And so the Dream comes to Miami. The location chosen by Chatwal - society kingpin and heir to the Hampshire Hotels and Resorts empire built by his father Sant Singh Chatwal, one of the world’s most prominent Indian Sikh entrepreneurs - is further evidence of his impeccable instincts and the universality of his fantastic vision.

Since bursting onto the scene in 1999 at the extraordinary age of twenty eight, he has developed a staggering portfolio of first class, innovative boutique establishments, found in a dazzling array of world’s most coveted destinations; including New York’s still bohemian theatreland, Sukhumvit - Bangkok’s sultry centre of style, Cochin in Kerala, and the recently opened on the border of ultra-cool Chelsea and Meatpacking District, Dream Downtown.
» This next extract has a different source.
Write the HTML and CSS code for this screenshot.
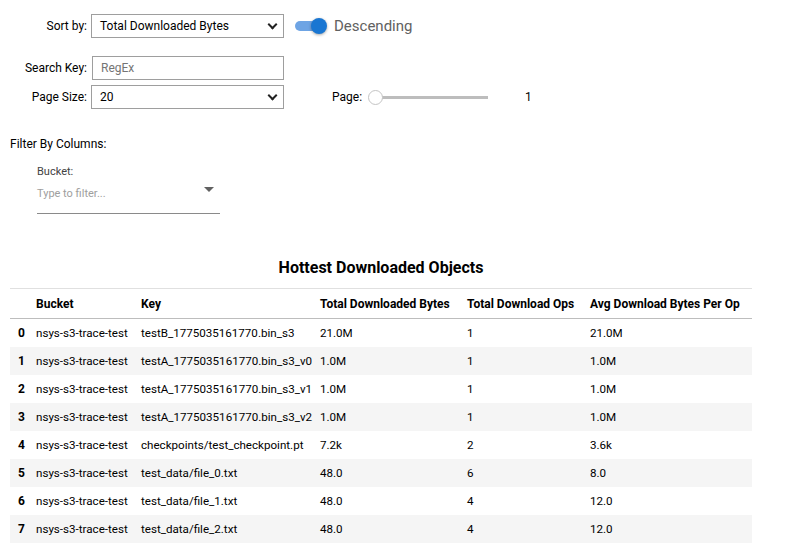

Like all Dream Hotels, Dream South Beach sits perfectly at ease in the company of its neighbors - in this case, the edgy sun-kissed denizens of Miami’s most desirable districts.  South Beach, comprising the southernmost blocks of the island that stands between the Atlantic Ocean and Biscayne Bay, began life in the early Twentieth Century, the brainchild of developers Carl G. Fisher, the Lummus Brothers and John S. Collins, who eventually opened the town of Miami Beach in 1915.

Wealth and prestige arrived in earnest during the explosion of land prices in the 1920s, with noted contemporary millionaires such as J.C. Penney, Harvey Stutz, Rockwell LaGorce, Frank Seiberling, Harvey Firestone, and Albert Champion building lavish waterfront homes. The injection of serious wealth into the area in turn precipitated a golden age of architecture in the 1930s whose reverberations are still being felt today. Grand villas and opulent palaces sprang up, exquisitely realized in the latest radical styles of the day, Art Deco, Nautical Moderne and Streamline Moderne.

By the 1970s and 80s, South Beach had fallen on rather harder times, with the refined beauty of yesteryear’s society residences falling into neglect as the area became overrun with the “cocaine cowboys” - those made nouveau riche by Miami’s strategic importance in the drug trafficking routes north. The washed out pastels and sun-kissed degeneracy proved a motif for a generation, as typified in the adrenalized classics Scarface and Miami Vice, both filmed in the area.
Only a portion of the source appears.